In light of this recent high court precedent, the Second Circuit Court of Appeals reconsidered the previously-applied limitations of the "probate exception" in a case on appeal. For a report & commentary about the case of Lefkowitz v. Bank of New York, see: "2nd Circuit Re-Examines Standard for Probate Exception", by Mark Hamblett, published on July 3, 2007, by the New York Law Journal. The article notes that the plaintiff argued the case pro se, and that the case began in 1988.

In that case, the plaintiff, Adrienne Lefkowitz, was one of three daughters with a one-third interest in her parents' estates. She filed several claims in federal court (Southern District, New York) against the executor and counsel relating to the estates' administrations.

After asserting "diversity" of the parties to obtain federal court jurisdiction, she alleged, generally, that:

  • the executor improperly paid inflated and fraudulent legal bills of a law firm for services rendered from August 1990 to 1999;
  • the executor refused to distribute to her certain personal property from an estate;
  • the executor violated terms of a Hong Kong consent order;
  • the New York Surrogate Court incorrectly surcharged her for loans she made while executrix of one estate; and
  • the bank refused to pay her legal fees for the probate contests of the estates.
Some of these claims were abandoned by her.
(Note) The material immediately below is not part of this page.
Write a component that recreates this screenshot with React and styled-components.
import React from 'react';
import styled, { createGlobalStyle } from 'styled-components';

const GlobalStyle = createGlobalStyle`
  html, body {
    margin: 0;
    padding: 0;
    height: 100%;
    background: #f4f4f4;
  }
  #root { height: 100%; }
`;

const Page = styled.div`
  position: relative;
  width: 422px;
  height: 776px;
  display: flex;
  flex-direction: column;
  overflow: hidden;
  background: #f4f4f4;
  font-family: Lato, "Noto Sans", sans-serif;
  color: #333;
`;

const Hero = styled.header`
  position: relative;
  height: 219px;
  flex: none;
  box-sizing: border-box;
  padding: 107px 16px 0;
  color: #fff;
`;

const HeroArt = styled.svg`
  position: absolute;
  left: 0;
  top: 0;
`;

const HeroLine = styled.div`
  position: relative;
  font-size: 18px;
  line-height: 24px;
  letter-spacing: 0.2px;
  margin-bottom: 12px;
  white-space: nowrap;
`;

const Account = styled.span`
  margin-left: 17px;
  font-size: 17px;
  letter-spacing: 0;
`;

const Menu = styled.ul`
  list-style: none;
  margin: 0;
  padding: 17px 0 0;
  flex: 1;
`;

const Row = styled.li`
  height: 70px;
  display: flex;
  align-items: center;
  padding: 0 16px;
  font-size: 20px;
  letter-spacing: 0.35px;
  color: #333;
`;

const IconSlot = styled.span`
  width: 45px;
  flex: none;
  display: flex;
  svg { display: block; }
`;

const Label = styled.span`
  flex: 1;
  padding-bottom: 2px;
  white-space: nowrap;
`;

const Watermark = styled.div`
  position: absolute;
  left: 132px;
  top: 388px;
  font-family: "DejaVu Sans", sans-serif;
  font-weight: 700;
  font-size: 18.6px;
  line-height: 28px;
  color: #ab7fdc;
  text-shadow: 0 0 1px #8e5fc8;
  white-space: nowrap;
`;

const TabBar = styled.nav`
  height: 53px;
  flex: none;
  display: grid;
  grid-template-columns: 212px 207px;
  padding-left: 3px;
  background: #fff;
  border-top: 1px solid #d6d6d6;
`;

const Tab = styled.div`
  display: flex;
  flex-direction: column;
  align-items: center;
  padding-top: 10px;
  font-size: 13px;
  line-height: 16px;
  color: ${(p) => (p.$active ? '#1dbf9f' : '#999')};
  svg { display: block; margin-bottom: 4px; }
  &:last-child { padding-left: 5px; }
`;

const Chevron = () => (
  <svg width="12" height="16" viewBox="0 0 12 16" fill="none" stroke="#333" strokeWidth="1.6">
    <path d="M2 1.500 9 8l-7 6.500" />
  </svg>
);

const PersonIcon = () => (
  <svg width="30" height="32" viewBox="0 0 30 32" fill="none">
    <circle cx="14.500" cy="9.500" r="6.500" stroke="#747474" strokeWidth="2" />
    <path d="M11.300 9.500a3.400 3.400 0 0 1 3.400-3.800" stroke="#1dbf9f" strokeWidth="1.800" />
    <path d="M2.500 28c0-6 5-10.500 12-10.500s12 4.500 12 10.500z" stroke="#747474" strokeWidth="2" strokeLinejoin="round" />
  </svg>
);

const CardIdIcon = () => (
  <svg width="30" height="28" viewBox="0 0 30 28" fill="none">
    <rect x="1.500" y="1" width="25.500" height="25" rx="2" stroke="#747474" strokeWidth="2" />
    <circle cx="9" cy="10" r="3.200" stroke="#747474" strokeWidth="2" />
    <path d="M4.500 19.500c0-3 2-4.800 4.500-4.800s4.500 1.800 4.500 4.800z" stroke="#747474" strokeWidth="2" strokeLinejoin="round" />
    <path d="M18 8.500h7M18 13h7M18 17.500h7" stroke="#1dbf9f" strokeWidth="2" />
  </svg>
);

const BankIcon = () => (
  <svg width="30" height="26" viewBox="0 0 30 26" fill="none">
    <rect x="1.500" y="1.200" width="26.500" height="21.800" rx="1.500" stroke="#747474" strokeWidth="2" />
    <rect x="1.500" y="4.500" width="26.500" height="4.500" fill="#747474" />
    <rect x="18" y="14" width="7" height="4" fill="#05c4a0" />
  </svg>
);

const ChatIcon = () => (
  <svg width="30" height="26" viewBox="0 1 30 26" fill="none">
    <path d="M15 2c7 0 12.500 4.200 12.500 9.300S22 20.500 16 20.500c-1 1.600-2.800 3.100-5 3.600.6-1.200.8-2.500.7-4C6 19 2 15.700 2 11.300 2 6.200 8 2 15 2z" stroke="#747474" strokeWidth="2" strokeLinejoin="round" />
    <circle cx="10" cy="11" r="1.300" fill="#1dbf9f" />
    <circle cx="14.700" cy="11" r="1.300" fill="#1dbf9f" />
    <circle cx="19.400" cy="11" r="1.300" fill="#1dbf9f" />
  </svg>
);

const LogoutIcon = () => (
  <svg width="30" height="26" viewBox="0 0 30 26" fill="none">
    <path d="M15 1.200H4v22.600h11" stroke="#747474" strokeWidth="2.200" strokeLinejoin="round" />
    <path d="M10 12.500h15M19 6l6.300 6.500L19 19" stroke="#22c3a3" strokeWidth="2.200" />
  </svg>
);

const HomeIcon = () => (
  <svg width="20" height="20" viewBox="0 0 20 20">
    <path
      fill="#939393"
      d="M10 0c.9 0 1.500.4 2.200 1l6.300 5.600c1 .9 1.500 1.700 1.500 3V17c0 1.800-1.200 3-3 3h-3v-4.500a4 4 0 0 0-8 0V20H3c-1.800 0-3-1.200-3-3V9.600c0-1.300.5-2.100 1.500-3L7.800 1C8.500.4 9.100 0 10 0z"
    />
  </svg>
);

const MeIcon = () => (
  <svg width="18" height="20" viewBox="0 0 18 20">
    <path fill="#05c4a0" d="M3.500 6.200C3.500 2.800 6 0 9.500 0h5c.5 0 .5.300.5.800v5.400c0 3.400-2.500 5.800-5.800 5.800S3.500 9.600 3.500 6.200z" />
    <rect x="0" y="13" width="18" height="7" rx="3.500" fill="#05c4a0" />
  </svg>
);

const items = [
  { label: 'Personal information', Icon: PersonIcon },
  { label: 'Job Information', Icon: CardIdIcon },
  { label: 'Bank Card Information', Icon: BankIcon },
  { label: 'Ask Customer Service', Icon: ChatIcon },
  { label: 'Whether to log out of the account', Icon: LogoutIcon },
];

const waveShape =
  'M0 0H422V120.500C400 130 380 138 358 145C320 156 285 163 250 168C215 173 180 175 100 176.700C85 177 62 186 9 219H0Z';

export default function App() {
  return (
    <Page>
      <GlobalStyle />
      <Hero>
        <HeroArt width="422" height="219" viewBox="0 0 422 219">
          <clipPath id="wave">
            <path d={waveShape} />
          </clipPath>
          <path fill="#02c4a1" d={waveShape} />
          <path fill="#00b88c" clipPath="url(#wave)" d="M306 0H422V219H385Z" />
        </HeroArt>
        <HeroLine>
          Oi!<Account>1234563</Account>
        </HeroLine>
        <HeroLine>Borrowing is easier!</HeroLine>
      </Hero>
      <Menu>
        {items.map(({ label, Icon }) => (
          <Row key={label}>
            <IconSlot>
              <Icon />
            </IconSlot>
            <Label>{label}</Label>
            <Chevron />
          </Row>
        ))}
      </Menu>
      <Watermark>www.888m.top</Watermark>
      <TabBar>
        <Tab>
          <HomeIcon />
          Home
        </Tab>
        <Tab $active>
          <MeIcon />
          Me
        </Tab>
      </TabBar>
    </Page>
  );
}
But other counts remained in the nature of:
  • breach of fiduciary duty, and aiding & abetting breach of fiduciary duty;
  • conversion;
  • fraudulent misrepresentation and fraudulent concealment;
  • unjust enrichment; and
  • claims for payment for monies allegedly owed, specific performance of consent orders, and declaratory relief confirming entitlement to estate assets.
The plaintiff sought various forms of relief from a federal court, including specific performance, declaratory judgment, injunction, and compensatory, punitive, & treble damages.
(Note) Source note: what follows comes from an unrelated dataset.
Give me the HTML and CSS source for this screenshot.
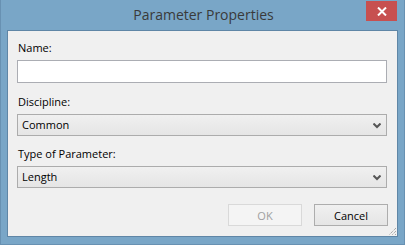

Based on the clarification recently provided by the U.S. Supreme Court in Marshall, the Second Circuit Court of Appeals reversed the trial court's dismissal (based on the prior application of the "probate exception") of the claims, and remanded the case to the district court for further proceedings on those claims.

Following are instructive excerpts from the Second Circuit Court's Opinion that explain its disposition:
The “probate exception” is an historical aspect of federal jurisdiction that holds “probate matters” are excepted from the scope of federal diversity jurisdiction. See Marshall, 126 S.Ct. at 1746 (citing Markham v. Allen, 326 U.S. 490, 494 (1946)).

As the Supreme Court recently clarified, the probate exception “reserves to state probate courts the probate or annulment of a will and the administration of a decedent’s estate; it also precludes federal courts from endeavoring to dispose of property that is in the custody of a state probate court.” Marshall, 126 at 1748.

The probate exception does not, however, “bar federal courts from adjudicating matters outside those confines and otherwise within federal jurisdiction.” Id.

Before Marshall, most federal courts, including ours, had interpreted the probate
exception more broadly than the Supreme Court has now defined it. * * *

This Circuit’s
expanded approach was laid out most specifically in Moser [v. Pollin, 294 F.2d 335 (2002)], at 340. * * *

The complaint in Moser alleged several counts of fraudulent concealment and
constructive fraud in connection with probate of the decedent’s will. After analyzing the probate exception, we held that the action pending in the federal court was “nothing more than a thinly veiled will contest.” Id. at 340-41. * * *

In deciding Marshall, the [United States] Supreme Court acknowledged that the oft-quoted language relied on in Moser from the 1946 Markham decision, that federal courts may not “interfere with the probate proceedings,” is not a model of clarity. Marshall, 126 S.Ct. at 1747-48.

The Court
recognized that the ambiguity of the language had caused federal courts to “puzzle[] over the meaning of the words [interfere with]” and confirmed that, indeed, some courts had “read those words to block federal jurisdiction over a range of matters well beyond probate of a will or administration of a decedent’s estate.” Marshall, 126 S.Ct. at 1748 * * *

In response
to this overly-broad application, the Supreme Court reigned in the boundaries of the probate exception, articulating its limited application. The Court explained that in Marshall the probate exception did not apply because plaintiff sought neither to (1) “administ[er] an estate, . . . probate . . . a will, or [do] any other purely probate matter,” nor (2) “to reach a res in the custody of a state court.” * * *

From these statements, we discern that under the clarified probate exception a federal court should decline subject-matter jurisdiction only if a plaintiff seeks to achieve either of these ends in federal court.

As now defined, that exception ensures that certain matters are left to state courts
to resolve and that no federal court will interfere with state courts’ jurisdiction over those matters properly confided to them. This limited application of the exception also ensures that where exercise of federal jurisdiction will result in a judgment that does not dispose of property in the custody of a state probate court, even though the judgment may be intertwined with and binding on those state proceedings, the federal courts retain their jurisdiction. * * *

Following Marshall we must now hold that so long as a plaintiff is not seeking to have the federal court administer a probate matter or exercise control over a res in the custody of a state court, if jurisdiction otherwise lies, then the federal court may, indeed must, exercise it. * * *

The probate exception can no longer be used to dismiss “widely recognized tort[s]” such as breach of fiduciary duty or fraudulent misrepresentation merely because the issues intertwine with claims proceeding in state court. * * * Accordingly, these claims may not be dismissed under the probate exception.

[Text compacted & re-paragraphed for readability.]
Based on these holdings, I offer this observation: Fiduciaries charged with fault likely will find themselves in federal court much more often in the future.